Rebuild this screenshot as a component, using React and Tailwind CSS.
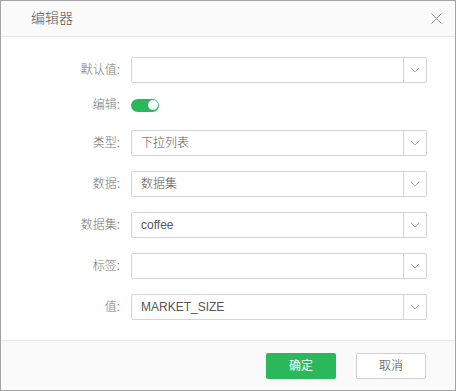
import React, { useState } from "react";

const font = { fontFamily: '"Liberation Sans", "Noto Sans CJK SC", sans-serif' };

const Chevron = () => (
  <svg width="10" height="6" viewBox="0 0 10 6" fill="none">
    <path d="M1 1l4 4 4-4" stroke="#b0b0b0" strokeWidth="1" />
  </svg>
);

const SelectRow = ({ label, value }) => (
  <div className="flex flex-row items-center h-[26px]">
    <div className="w-[120px] pr-[1px] text-right text-[12px] text-[#777777] font-light">{label}:</div>
    <div className="ml-[10px] w-[296px] h-[26px] flex flex-row border border-[#d4d4d4] rounded-[2px] bg-white">
      <div className="flex-1 flex items-center pl-[9px] text-[12px] text-[#555555] font-light">{value}</div>
      <div className="w-[23px] border-l border-[#d4d4d4] flex items-center justify-center">
        <Chevron />
      </div>
    </div>
  </div>
);

export default function App() {
  const [on, setOn] = useState(true);

  return (
    <div style={font} className="w-[456px] h-[391px] bg-white border border-[#a3a3a3] flex flex-col">
      <div className="h-[36px] bg-[#fafafa] border-b border-[#e5e5e5] flex flex-row items-center justify-between pl-[30px] pr-[13px]">
        <div className="text-[14px] text-[#555555] font-light">编辑器</div>
        <svg width="11" height="11" viewBox="0 0 11 11">
          <path d="M0.5 0.5l10 10M10.5 0.5l-10 10" stroke="#8c8c8c" strokeWidth="1" />
        </svg>
      </div>

      <div className="flex-1 flex flex-col pt-[20px]">
        <SelectRow label="默认值" value="" />
        <div className="flex flex-row items-center h-[26px] mt-[9px]">
          <div className="w-[120px] pr-[1px] text-right text-[12px] text-[#777777] font-light">编辑:</div>
          <button
            onClick={() => setOn(!on)}
            className={`ml-[10px] w-[28px] h-[13px] rounded-full flex items-center px-[1.5px] ${
              on ? "bg-[#2bb85b] justify-end" : "bg-[#cccccc] justify-start"
            }`}
          >
            <span className="w-[10px] h-[10px] rounded-full bg-white block" />
          </button>
        </div>
        <div className="flex flex-col gap-[15px] mt-[12px]">
          <SelectRow label="类型" value="下拉列表" />
          <SelectRow label="数据" value="数据集" />
          <SelectRow label="数据集" value="coffee" />
          <SelectRow label="标签" value="" />
          <SelectRow label="值" value="MARKET_SIZE" />
        </div>
      </div>

      <div className="h-[50px] bg-[#fafafa] border-t border-[#e8e8e8] flex flex-row items-center justify-end gap-[20px] pr-[29px]">
        <button className="w-[70px] h-[26px] rounded-[2px] bg-[#2bb85b] text-white text-[12px]">确定</button>
        <button className="w-[70px] h-[26px] rounded-[2px] bg-white border border-[#cfcfcf] text-[#444444] text-[12px] font-light">取消</button>
      </div>
    </div>
  );
}
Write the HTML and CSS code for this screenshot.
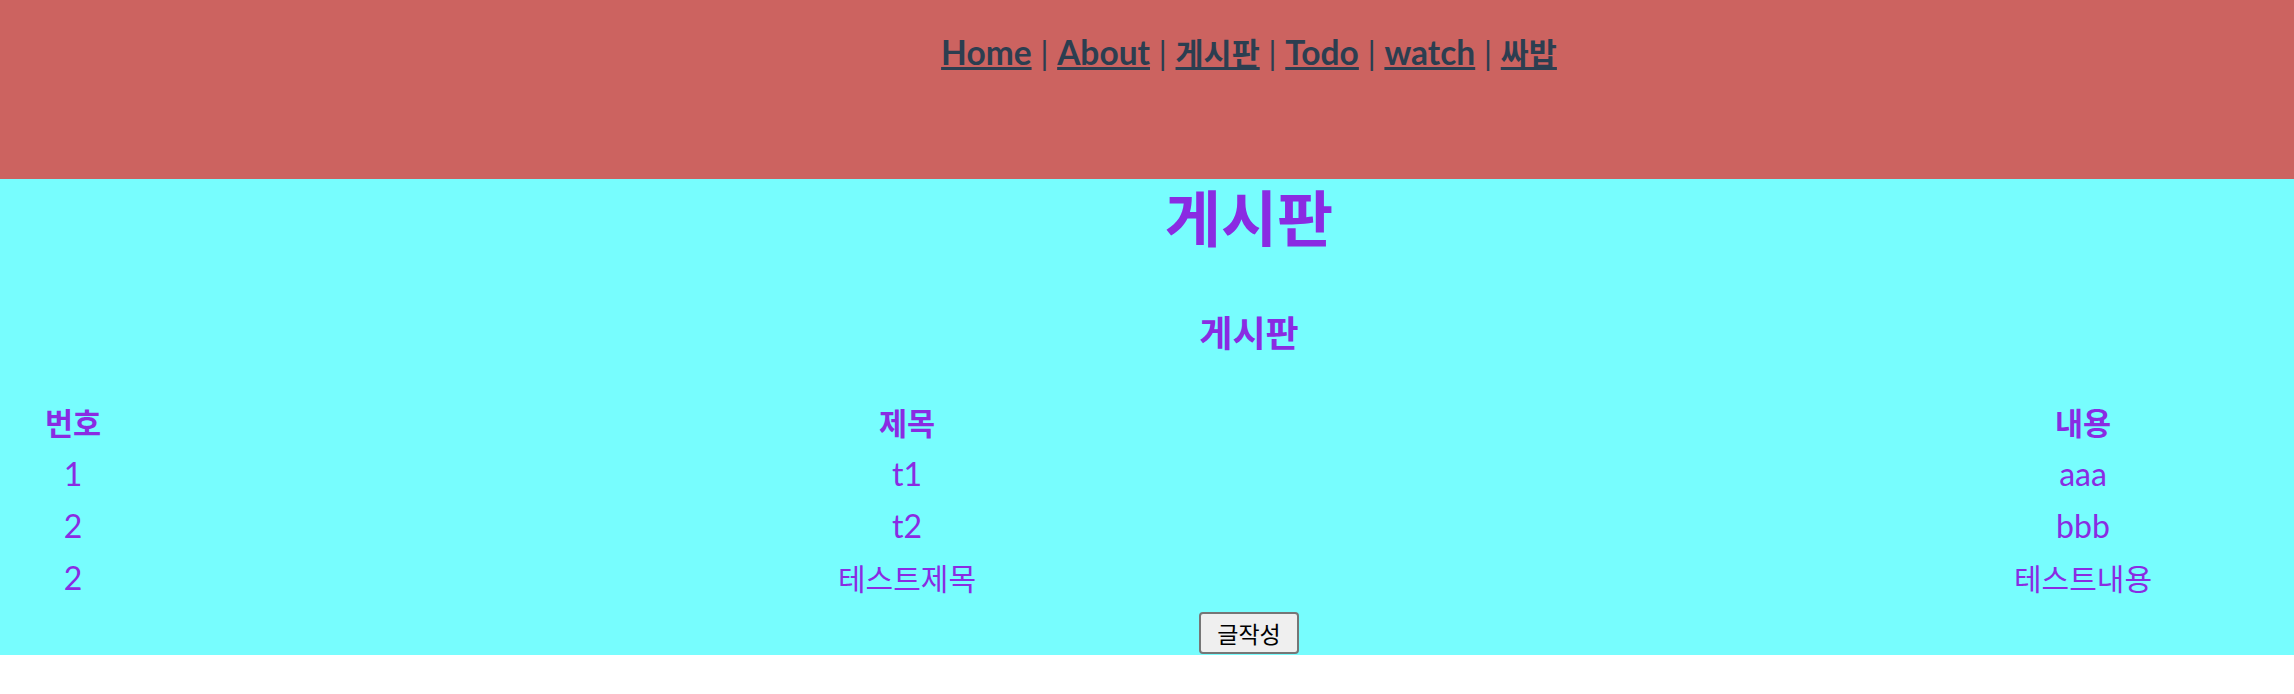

****************************************

Exercise brief. Write out all the entries exactly, except for the pictures.

Answer below.
Rebuild this screenshot as a component, using React and Tailwind CSS.
import React, { useState } from "react";

const font = { fontFamily: '"Liberation Sans", "Noto Sans CJK SC", sans-serif' };

const Chevron = () => (
  <svg width="10" height="6" viewBox="0 0 10 6" fill="none">
    <path d="M1 1l4 4 4-4" stroke="#b0b0b0" strokeWidth="1" />
  </svg>
);

const SelectRow = ({ label, value }) => (
  <div className="flex flex-row items-center h-[26px]">
    <div className="w-[120px] pr-[1px] text-right text-[12px] text-[#777777] font-light">{label}:</div>
    <div className="ml-[10px] w-[296px] h-[26px] flex flex-row border border-[#d4d4d4] rounded-[2px] bg-white">
      <div className="flex-1 flex items-center pl-[9px] text-[12px] text-[#555555] font-light">{value}</div>
      <div className="w-[23px] border-l border-[#d4d4d4] flex items-center justify-center">
        <Chevron />
      </div>
    </div>
  </div>
);

export default function App() {
  const [on, setOn] = useState(true);

  return (
    <div style={font} className="w-[456px] h-[391px] bg-white border border-[#a3a3a3] flex flex-col">
      <div className="h-[36px] bg-[#fafafa] border-b border-[#e5e5e5] flex flex-row items-center justify-between pl-[30px] pr-[13px]">
        <div className="text-[14px] text-[#555555] font-light">编辑器</div>
        <svg width="11" height="11" viewBox="0 0 11 11">
          <path d="M0.5 0.5l10 10M10.5 0.5l-10 10" stroke="#8c8c8c" strokeWidth="1" />
        </svg>
      </div>

      <div className="flex-1 flex flex-col pt-[20px]">
        <SelectRow label="默认值" value="" />
        <div className="flex flex-row items-center h-[26px] mt-[9px]">
          <div className="w-[120px] pr-[1px] text-right text-[12px] text-[#777777] font-light">编辑:</div>
          <button
            onClick={() => setOn(!on)}
            className={`ml-[10px] w-[28px] h-[13px] rounded-full flex items-center px-[1.5px] ${
              on ? "bg-[#2bb85b] justify-end" : "bg-[#cccccc] justify-start"
            }`}
          >
            <span className="w-[10px] h-[10px] rounded-full bg-white block" />
          </button>
        </div>
        <div className="flex flex-col gap-[15px] mt-[12px]">
          <SelectRow label="类型" value="下拉列表" />
          <SelectRow label="数据" value="数据集" />
          <SelectRow label="数据集" value="coffee" />
          <SelectRow label="标签" value="" />
          <SelectRow label="值" value="MARKET_SIZE" />
        </div>
      </div>

      <div className="h-[50px] bg-[#fafafa] border-t border-[#e8e8e8] flex flex-row items-center justify-end gap-[20px] pr-[29px]">
        <button className="w-[70px] h-[26px] rounded-[2px] bg-[#2bb85b] text-white text-[12px]">确定</button>
        <button className="w-[70px] h-[26px] rounded-[2px] bg-white border border-[#cfcfcf] text-[#444444] text-[12px] font-light">取消</button>
      </div>
    </div>
  );
}
Write the HTML and CSS code for this screenshot.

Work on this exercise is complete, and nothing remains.